Thanks for the idea @gfkeith since we already do have an exit handler, I believe it would be best to wait for a proper solution. I'm curious if this is part of the triage @gregsheremeta @juliusvonkohout?
/assign @zazulam
@rimolive: GitHub didn't allow me to assign the following users: zazulam.
Note that only kubeflow members with read permissions, repo collaborators and people who have commented on this issue/PR can be assigned. Additionally, issues/PRs can only have 10 assignees at the same time. For more information please see the contributor guide
In response to this:
/assign @zazulam
Instructions for interacting with me using PR comments are available here. If you have questions or suggestions related to my behavior, please file an issue against the kubernetes/test-infra repository.
@rimolive: GitHub didn't allow me to assign the following users: zazulam.
Note that only kubeflow members with read permissions, repo collaborators and people who have commented on this issue/PR can be assigned. Additionally, issues/PRs can only have 10 assignees at the same time. For more information please see the contributor guide
cc @HumairAK
@papagala @gfkeith We discussed that issue in the Pipelines WG meeting today. We have the SDK bits implemented but it's still missing the backend one. We targetted this issue to be done in KFP 2.5.0 so as of now I'd suggest use the workaround until the final solution is available.
Hope that helps.
This is great news @rimolive 🎉 . We are very much looking forward to get a permanent fix so we can have a more robust way of working with highly parallelized pipelines. I'm assuming this issue will be rolled out as part of Kubeflow 1.10? Thank you again!

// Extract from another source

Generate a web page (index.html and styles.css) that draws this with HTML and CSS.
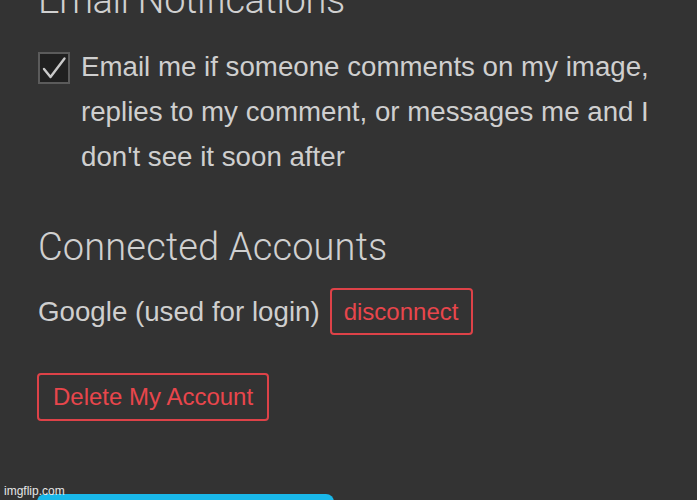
FILE: index.html
```html
<!DOCTYPE html>
<html>
<head>
<meta charset="utf-8">
<link rel="stylesheet" href="styles.css">
</head>
<body>
<div class="page">
  <h2 class="heading heading-first">Email Notifications</h2>
  <label class="check-row">
    <span class="checkbox">
      <svg viewBox="0 0 28 28" width="28" height="28"><path d="M4 15 L10.5 23 L24.5 4.5" fill="none" stroke="#c9c9c9" stroke-width="2.4" stroke-linecap="round" stroke-linejoin="round"/></svg>
    </span>
    <span class="check-text">Email me if someone comments on my image, replies to my comment, or messages me and I don't see it soon after</span>
  </label>
  <h2 class="heading heading-second">Connected Accounts</h2>
  <div class="account-row">
    <span class="account-name">Google (used for login)</span>
    <button class="btn btn-small">disconnect</button>
  </div>
  <button class="btn btn-delete">Delete My Account</button>
  <div class="blue-bar"></div>
</div>
<div class="watermark">imgflip.com</div>
</body>
</html>
```

FILE: styles.css
```css
html, body {
  margin: 0;
  padding: 0;
  background: #333333;
  overflow: hidden;
  height: 500px;
}
.page {
  padding: 0 38px;
  font-family: "Liberation Sans", Arial, sans-serif;
  color: #cfcfcf;
}
.heading {
  font-family: Roboto, "Liberation Sans", sans-serif;
  font-weight: 300;
  font-size: 38px;
  line-height: 44px;
  margin: 0;
  color: #d0d0d0;
  white-space: nowrap;
}
.heading-first {
  margin-top: -22px;
  letter-spacing: -0.4px;
}
.heading-second {
  margin-top: 46px;
  letter-spacing: 0.15px;
}
.check-row {
  display: flex;
  align-items: flex-start;
  gap: 11px;
  margin-top: 22px;
}
.checkbox {
  flex: none;
  width: 28px;
  height: 28px;
  margin-top: 8px;
  border: 2px solid #5b5b5b;
  background: #202020;
  display: flex;
  align-items: center;
  justify-content: center;
}
.check-text {
  font-size: 27.7px;
  line-height: 45px;
  width: 600px;
}
.account-row {
  display: flex;
  align-items: center;
  gap: 10px;
  margin-top: 19px;
}
.account-name {
  font-size: 27.7px;
  line-height: 47px;
}
.btn {
  font-family: "Liberation Sans", Arial, sans-serif;
  background: transparent;
  color: #e8464c;
  border: 2px solid #de4248;
  border-radius: 4px;
  font-size: 24px;
  margin: 0;
  cursor: pointer;
}
.btn-small {
  height: 47px;
  padding: 0 13px 0 12px;
}
.btn-delete {
  display: block;
  height: 48px;
  margin-top: 38px;
  margin-left: -1px;
  padding: 0 14px 0 14px;
}
.blue-bar {
  width: 297px;
  height: 40px;
  margin-top: 73px;
  margin-left: -1px;
  background: #19b8ea;
  border-radius: 8px 8px 0 0;
}
.watermark {
  position: absolute;
  left: 4px;
  top: 484px;
  font-family: "Liberation Sans", Arial, sans-serif;
  font-size: 12px;
  color: #e6e6e6;
}
```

Kubeflow 1.10 will ship KFP 2.4.0, we don't have time to upgrade to KFP 2.5.0.
Noted @rimolive thank you for the quick feedback. I'll cross my fingers for Kubeflow 1.10.1 😄. Still happy to hear that this got attention.
/assign @zazulam
I will probably merge KFP 2.5.0 to the kubeflow/manifests master branch as soon as possible after the kf 1.10.0 release so no worries.
com.google.cloud.ai.platform.common.errors.AiPlatformException: code=INVALID_ARGUMENT, message=Maximum number of events exceeded. Maximum allowed: 100, requested: 101, cause=null
I got this error while running vertex pipeline. Is there any size limitations for dsl.Collected?
@shehsu can you create a new issue and add more information such as the the version of kfp used along with a sample to reproduce the error you are seeing? I'm not fully aware of the divergence of backends with Vertex and KFP so there may be a chance that this might not be solvable from our side.